Когда мы говорили о сущности готики, мы пришли к выводу, что одним из главных источников силы этой, да и любой другой здоровой архитектуры является грубая, неукрощенная энергия простого ремесленника. Когда мы говорили о сущности Ренессанса, мы пришли к выводу, что его главной слабостью была научная гордыня, которая не только разделалась со всякой грубостью выражения, но постепенно задушила всякую энергию, которая может быть выражена только в грубой форме; а кроме того, во всем, что касается и творчества, и материала, она предпочла науку – чувству, а опыт – вдохновению.

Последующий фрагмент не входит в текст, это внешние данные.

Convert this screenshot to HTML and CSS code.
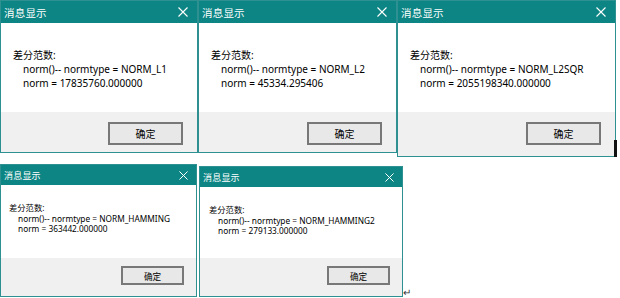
FILE: index.html
```html
<!DOCTYPE html>
<html lang="zh-CN">
<head>
  <meta charset="UTF-8">
  <meta name="viewport" content="width=device-width, initial-scale=1.0">
  <title>消息显示 - 差分范数</title>
  <link rel="stylesheet" href="styles.css">
</head>
<body>
  <div class="page">

    <!-- Primera fila: L1, L2, L2SQR -->
    <div class="row row-top">
      <div class="dialog d1">
        <div class="titlebar">
          <span class="title">消息显示</span>
          <svg class="close" viewBox="0 0 10 10"><path d="M0.5 0.5 L9.5 9.5 M9.5 0.5 L0.5 9.5"/></svg>
        </div>
        <div class="content">
          <p>差分范数:</p>
          <p class="indent">norm()-- normtype = NORM_L1</p>
          <p class="indent">norm = 17835760.000000</p>
        </div>
        <div class="footer"><button class="ok">确定</button></div>
      </div>

      <div class="dialog d2">
        <div class="titlebar">
          <span class="title">消息显示</span>
          <svg class="close" viewBox="0 0 10 10"><path d="M0.5 0.5 L9.5 9.5 M9.5 0.5 L0.5 9.5"/></svg>
        </div>
        <div class="content">
          <p>差分范数:</p>
          <p class="indent">norm()-- normtype = NORM_L2</p>
          <p class="indent">norm = 45334.295406</p>
        </div>
        <div class="footer"><button class="ok">确定</button></div>
      </div>

      <div class="dialog d3">
        <div class="titlebar">
          <span class="title">消息显示</span>
          <svg class="close" viewBox="0 0 10 10"><path d="M0.5 0.5 L9.5 9.5 M9.5 0.5 L0.5 9.5"/></svg>
        </div>
        <div class="content">
          <p>差分范数:</p>
          <p class="indent">norm()-- normtype = NORM_L2SQR</p>
          <p class="indent">norm = 2055198340.000000</p>
        </div>
        <div class="footer"><button class="ok">确定</button></div>
      </div>
      <span class="caret"></span>
    </div>

    <!-- Segunda fila: HAMMING, HAMMING2 -->
    <div class="row row-bottom">
      <div class="dialog small d4">
        <div class="titlebar">
          <span class="title">消息显示</span>
          <svg class="close" viewBox="0 0 10 10"><path d="M0.5 0.5 L9.5 9.5 M9.5 0.5 L0.5 9.5"/></svg>
        </div>
        <div class="content">
          <p>差分范数:</p>
          <p class="indent">norm()-- normtype = NORM_HAMMING</p>
          <p class="indent">norm = 363442.000000</p>
        </div>
        <div class="footer"><button class="ok">确定</button></div>
      </div>

      <div class="dialog small d5">
        <div class="titlebar">
          <span class="title">消息显示</span>
          <svg class="close" viewBox="0 0 10 10"><path d="M0.5 0.5 L9.5 9.5 M9.5 0.5 L0.5 9.5"/></svg>
        </div>
        <div class="content">
          <p>差分范数:</p>
          <p class="indent">norm()-- normtype = NORM_HAMMING2</p>
          <p class="indent">norm = 279133.000000</p>
        </div>
        <div class="footer"><button class="ok">确定</button></div>
      </div>
      <span class="mark">↵</span>
    </div>

  </div>
</body>
</html>
```

FILE: styles.css
```css
/* Estilos generales */
body {
  margin: 0;
  padding: 0;
  background-color: #ffffff;
  font-family: "Noto Sans", "Noto Sans CJK SC", sans-serif;
  color: #000;
}

.page {
  width: 620px;
  height: 298px;
  overflow: hidden;
}

.row {
  display: flex;
  align-items: flex-start;
}

.row-bottom {
  margin-top: 6px;
}

/* Ventana de mensaje */
.dialog {
  display: flex;
  flex-direction: column;
  border: 1px solid #2e9090;
  background-color: #ffffff;
  box-sizing: border-box;
}

.d1 { width: 198px; height: 153px; }
.d2 { width: 199px; height: 153px; }
.d3 { width: 219px; height: 157px; }
.d4 { width: 197px; height: 133px; margin-top: 1px; }
.d5 { width: 204px; height: 131px; margin-left: 2px; margin-top: 3px; }

.titlebar {
  height: 22px;
  background-color: #0c8584;
  color: #ffffff;
  display: flex;
  align-items: center;
  justify-content: space-between;
  padding: 0 9px 0 3px;
  flex-shrink: 0;
}

.title {
  font-size: 10.5px;
  letter-spacing: 0.2px;
}

.close {
  width: 10px;
  height: 10px;
  stroke: #ffffff;
  stroke-width: 1.1;
  fill: none;
}

.content {
  flex: 1;
  padding: 25px 0 0 12px;
  font-size: 10px;
  line-height: 14px;
}

.content p {
  margin: 0;
}

.indent {
  padding-left: 10px;
}

.footer {
  height: 40px;
  background-color: #f0f0f0;
  display: flex;
  justify-content: flex-end;
  align-items: flex-start;
  padding: 10px 14px 0 0;
  box-sizing: border-box;
  flex-shrink: 0;
}

.d3 .footer {
  height: 44px;
}

.ok {
  width: 75px;
  height: 23px;
  background-color: #e8e8e8;
  border: 2px solid #787878;
  font-family: "Noto Sans CJK SC", sans-serif;
  font-size: 10px;
  padding: 0;
  color: #000;
}

/* Ventanas pequeñas */
.small .titlebar {
  height: 20px;
  padding: 0 8px 0 3px;
}

.small .title {
  font-size: 9px;
}

.small .close {
  width: 9px;
  height: 9px;
}

.small .content {
  padding: 18px 0 0 8px;
  font-size: 8.3px;
  line-height: 10.5px;
}

.d5 .content {
  padding-left: 9px;
}

.small .indent {
  padding-left: 9px;
}

.small .footer {
  height: 38px;
  padding: 8px 12px 0 0;
}

.small .ok {
  width: 63px;
  height: 19px;
  font-size: 8.6px;
}

/* Marcas del documento */
.caret {
  width: 3px;
  height: 17px;
  background-color: #111;
  margin-top: 140px;
  margin-left: -2px;
}

.mark {
  font-size: 10px;
  line-height: 10px;
  margin-top: 124px;
  color: #333;
}
```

Позвольте же мне, наконец, со всей твердостью высказать непреложный принцип, на котором зиждется все, о чем говорилось ранее: величие или убожество искусства находятся в прямой зависимости от того, является ли это искусство духовным и физическим детищем чистой и возвышенной человеческой души; присутствие души и в форме, и в содержании никак не зависит от мастерства исполнения, а уж тем более от науки; а любое искусство, в котором не чувствуются энергия, наитие и изобретательность сильного человеческого духа, ничего не стоит. Я имею в виду, ничего не стоит как искусство: оно может обладать иными достоинствами, но как искусство оно не существует. Как фотография не является произведением искусства, хотя и требует тонких манипуляций с бумагой и кислотой и точного подсчета времени, так и рисунок, в точности подобный фотографии, сделанный напрямую с натуры, не является произведением искусства, хотя и требует тонких манипуляций с карандашом и точного распределения света и тени.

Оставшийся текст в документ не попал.